O tubarão mecânico criado para as filmagens, apelidado de "Bruce" pela equipe (em homenagem ao advogado de Spielberg), frequentemente falhava e exigia reparos constantes. Por conta disso, o diretor foi obrigado a alterar radicalmente sua abordagem: em vez de mostrar o monstro em toda sua glória, ele o sugeria com movimentos de câmera, trilha sonora e reações dos personagens. Essa limitação acabou se tornando o maior trunfo do filme. Com uma combinação de silêncio e suspense, Spielberg transformou o invisível em aterrorizante - uma técnica que ecoa Hitchcock e que redefine o terror psicológico.

A trilha composta por John Williams, com suas notas graves e repetitivas, foi outro elemento decisivo. Ela tornou-se sinônimo de perigo iminente, funcionando quase como a "voz" do tubarão. Williams venceu o Oscar pela trilha e consolidou uma das parcerias mais icônicas da história do cinema com Spielberg.
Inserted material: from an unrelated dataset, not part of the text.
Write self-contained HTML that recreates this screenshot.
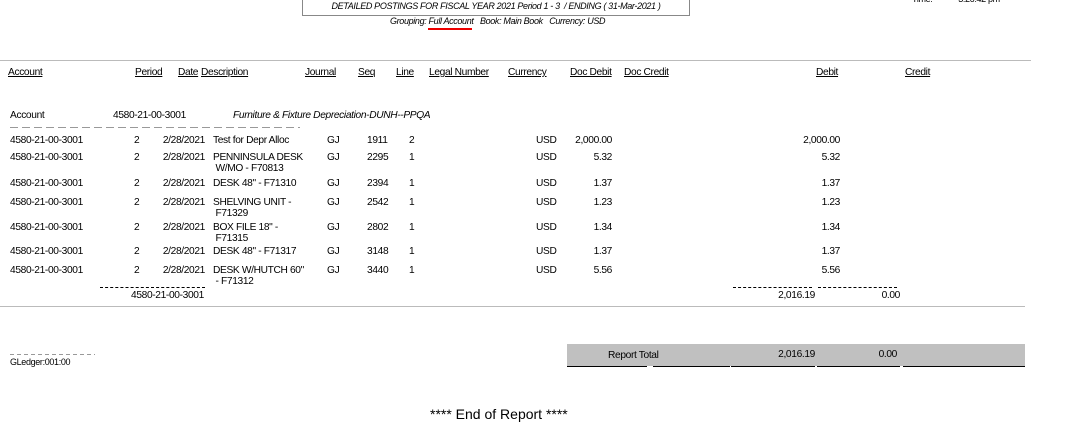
<!DOCTYPE html>
<html><head><meta charset="utf-8"><style>
html,body{margin:0;padding:0;background:#fff;}
body{width:1066px;height:425px;position:relative;overflow:hidden;font-family:"Liberation Sans",Arial,sans-serif;font-size:10.2px;color:#000;letter-spacing:-0.35px;}
.a{position:absolute;white-space:nowrap;line-height:11px;}
.r{text-align:right;}
.u{text-decoration:underline;}
.i{font-style:italic;}
.hl{position:absolute;height:0;border-top:1px solid #bbb;}
.dl{position:absolute;height:0;border-top:1px dashed #000;}
</style></head><body>
<div style="position:absolute;left:302px;top:-6px;width:386px;height:20px;border:1px solid #888;"></div>
<div class="a i" style="left:302px;width:388px;top:1px;text-align:center;font-size:9px;">DETAILED POSTINGS FOR FISCAL YEAR 2021 Period 1 - 3 &nbsp;/ ENDING ( 31-Mar-2021 )</div>
<div class="a i" style="left:390px;top:16px;font-size:9px;">Grouping: Full Account &nbsp;&nbsp;Book: Main Book &nbsp;&nbsp;Currency: USD</div>
<div style="position:absolute;left:428px;top:28px;width:44px;height:2px;background:#e00;"></div>
<div class="a" style="left:912px;top:-6px;font-size:9px;">Time: &nbsp;&nbsp;&nbsp;&nbsp;&nbsp;&nbsp;&nbsp;&nbsp;&nbsp;&nbsp;&nbsp;3:26:42 pm</div>

<div class="hl" style="left:0;top:60px;width:1031px;"></div>
<div class="a u" style="left:8px;top:67px;">Account</div>
<div class="a u" style="left:135px;top:67px;">Period</div>
<div class="a u" style="left:178px;top:67px;">Date</div>
<div class="a u" style="left:201px;top:67px;">Description</div>
<div class="a u" style="left:305px;top:67px;">Journal</div>
<div class="a u" style="left:358px;top:67px;">Seq</div>
<div class="a u" style="left:396px;top:67px;">Line</div>
<div class="a u" style="left:429px;top:67px;">Legal Number</div>
<div class="a u" style="left:508px;top:67px;">Currency</div>
<div class="a u" style="left:570px;top:67px;">Doc Debit</div>
<div class="a u" style="left:624px;top:67px;">Doc Credit</div>
<div class="a u" style="left:816px;top:67px;">Debit</div>
<div class="a u" style="left:905px;top:67px;">Credit</div>

<div class="a" style="left:10px;top:110px;">Account</div>
<div class="a" style="left:113px;top:110px;">4580-21-00-3001</div>
<div class="a i" style="left:233px;top:110px;">Furniture &amp; Fixture Depreciation-DUNH--PPQA</div>
<div style="position:absolute;left:10px;top:127px;width:290px;height:1px;background:repeating-linear-gradient(90deg,#999 0 8px,transparent 8px 12px);"></div>

<div class="a" style="left:10px;top:135px;">4580-21-00-3001</div><div class="a" style="left:134px;top:135px;">2</div><div class="a r" style="left:150px;width:55px;top:135px;">2/28/2021</div><div class="a" style="left:213px;top:135px;">Test for Depr Alloc</div><div class="a" style="left:327px;top:135px;">GJ</div><div class="a" style="left:367px;top:135px;">1911</div><div class="a" style="left:409px;top:135px;">2</div><div class="a" style="left:536px;top:135px;">USD</div><div class="a r" style="left:550px;width:62px;top:135px;">2,000.00</div><div class="a r" style="left:770px;width:70px;top:135px;">2,000.00</div>

<div class="a" style="left:10px;top:152px;">4580-21-00-3001</div><div class="a" style="left:134px;top:152px;">2</div><div class="a r" style="left:150px;width:55px;top:152px;">2/28/2021</div><div class="a" style="left:213px;top:152px;">PENNINSULA DESK<br>&nbsp;W/MO - F70813</div><div class="a" style="left:327px;top:152px;">GJ</div><div class="a" style="left:367px;top:152px;">2295</div><div class="a" style="left:409px;top:152px;">1</div><div class="a" style="left:536px;top:152px;">USD</div><div class="a r" style="left:550px;width:62px;top:152px;">5.32</div><div class="a r" style="left:770px;width:70px;top:152px;">5.32</div>

<div class="a" style="left:10px;top:178px;">4580-21-00-3001</div><div class="a" style="left:134px;top:178px;">2</div><div class="a r" style="left:150px;width:55px;top:178px;">2/28/2021</div><div class="a" style="left:213px;top:178px;">DESK 48" - F71310</div><div class="a" style="left:327px;top:178px;">GJ</div><div class="a" style="left:367px;top:178px;">2394</div><div class="a" style="left:409px;top:178px;">1</div><div class="a" style="left:536px;top:178px;">USD</div><div class="a r" style="left:550px;width:62px;top:178px;">1.37</div><div class="a r" style="left:770px;width:70px;top:178px;">1.37</div>

<div class="a" style="left:10px;top:197px;">4580-21-00-3001</div><div class="a" style="left:134px;top:197px;">2</div><div class="a r" style="left:150px;width:55px;top:197px;">2/28/2021</div><div class="a" style="left:213px;top:197px;">SHELVING UNIT -<br>&nbsp;F71329</div><div class="a" style="left:327px;top:197px;">GJ</div><div class="a" style="left:367px;top:197px;">2542</div><div class="a" style="left:409px;top:197px;">1</div><div class="a" style="left:536px;top:197px;">USD</div><div class="a r" style="left:550px;width:62px;top:197px;">1.23</div><div class="a r" style="left:770px;width:70px;top:197px;">1.23</div>

<div class="a" style="left:10px;top:222px;">4580-21-00-3001</div><div class="a" style="left:134px;top:222px;">2</div><div class="a r" style="left:150px;width:55px;top:222px;">2/28/2021</div><div class="a" style="left:213px;top:222px;">BOX FILE 18" -<br>&nbsp;F71315</div><div class="a" style="left:327px;top:222px;">GJ</div><div class="a" style="left:367px;top:222px;">2802</div><div class="a" style="left:409px;top:222px;">1</div><div class="a" style="left:536px;top:222px;">USD</div><div class="a r" style="left:550px;width:62px;top:222px;">1.34</div><div class="a r" style="left:770px;width:70px;top:222px;">1.34</div>

<div class="a" style="left:10px;top:246px;">4580-21-00-3001</div><div class="a" style="left:134px;top:246px;">2</div><div class="a r" style="left:150px;width:55px;top:246px;">2/28/2021</div><div class="a" style="left:213px;top:246px;">DESK 48" - F71317</div><div class="a" style="left:327px;top:246px;">GJ</div><div class="a" style="left:367px;top:246px;">3148</div><div class="a" style="left:409px;top:246px;">1</div><div class="a" style="left:536px;top:246px;">USD</div><div class="a r" style="left:550px;width:62px;top:246px;">1.37</div><div class="a r" style="left:770px;width:70px;top:246px;">1.37</div>

<div class="a" style="left:10px;top:265px;">4580-21-00-3001</div><div class="a" style="left:134px;top:265px;">2</div><div class="a r" style="left:150px;width:55px;top:265px;">2/28/2021</div><div class="a" style="left:213px;top:265px;">DESK W/HUTCH 60"<br>&nbsp;- F71312</div><div class="a" style="left:327px;top:265px;">GJ</div><div class="a" style="left:367px;top:265px;">3440</div><div class="a" style="left:409px;top:265px;">1</div><div class="a" style="left:536px;top:265px;">USD</div><div class="a r" style="left:550px;width:62px;top:265px;">5.56</div><div class="a r" style="left:770px;width:70px;top:265px;">5.56</div>

<div class="dl" style="left:100px;top:287px;width:105px;"></div>
<div class="a" style="left:131px;top:290px;">4580-21-00-3001</div>
<div class="dl" style="left:733px;top:287px;width:79px;"></div>
<div class="dl" style="left:818px;top:287px;width:79px;"></div>
<div class="a r" style="left:745px;width:70px;top:290px;">2,016.19</div>
<div class="a r" style="left:850px;width:50px;top:290px;">0.00</div>
<div class="hl" style="left:0;top:306px;width:1025px;"></div>

<div style="position:absolute;left:10px;top:354px;width:85px;height:1px;background:repeating-linear-gradient(90deg,#999 0 4px,transparent 4px 7px);"></div>
<div class="a" style="left:10px;top:357px;font-size:9px;">GLedger:001:00</div>

<div style="position:absolute;left:567px;top:344px;width:458px;height:22px;background:#c0c0c0;"></div>
<div class="a" style="left:608px;top:350px;">Report Total</div>
<div class="a r" style="left:745px;width:70px;top:349px;">2,016.19</div>
<div class="a r" style="left:850px;width:47px;top:349px;">0.00</div>
<div style="position:absolute;top:366px;left:567px;width:80px;height:1px;background:#000;"></div>
<div style="position:absolute;top:366px;left:653px;width:77px;height:1px;background:#000;"></div>
<div style="position:absolute;top:366px;left:731px;width:84px;height:1px;background:#000;"></div>
<div style="position:absolute;top:366px;left:817px;width:83px;height:1px;background:#000;"></div>
<div style="position:absolute;top:366px;left:903px;width:122px;height:1px;background:#000;"></div>

<div class="a" style="left:430px;top:406px;font-size:14px;line-height:16px;letter-spacing:0;">**** End of Report ****</div>
</body></html>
Lançado em mais de 400 salas — um número extraordinário para a época -, Tubarão foi promovido com uma campanha publicitária nacional inédita, incluindo comerciais de TV em horário nobre. Isso, somado ao boca a boca explosivo, resultou numa bilheteria que superou 470 milhões de dólares mundialmente. O filme destronou O Poderoso Chefão como a maior bilheteria da história até então, só sendo superado dois anos depois por Star Wars.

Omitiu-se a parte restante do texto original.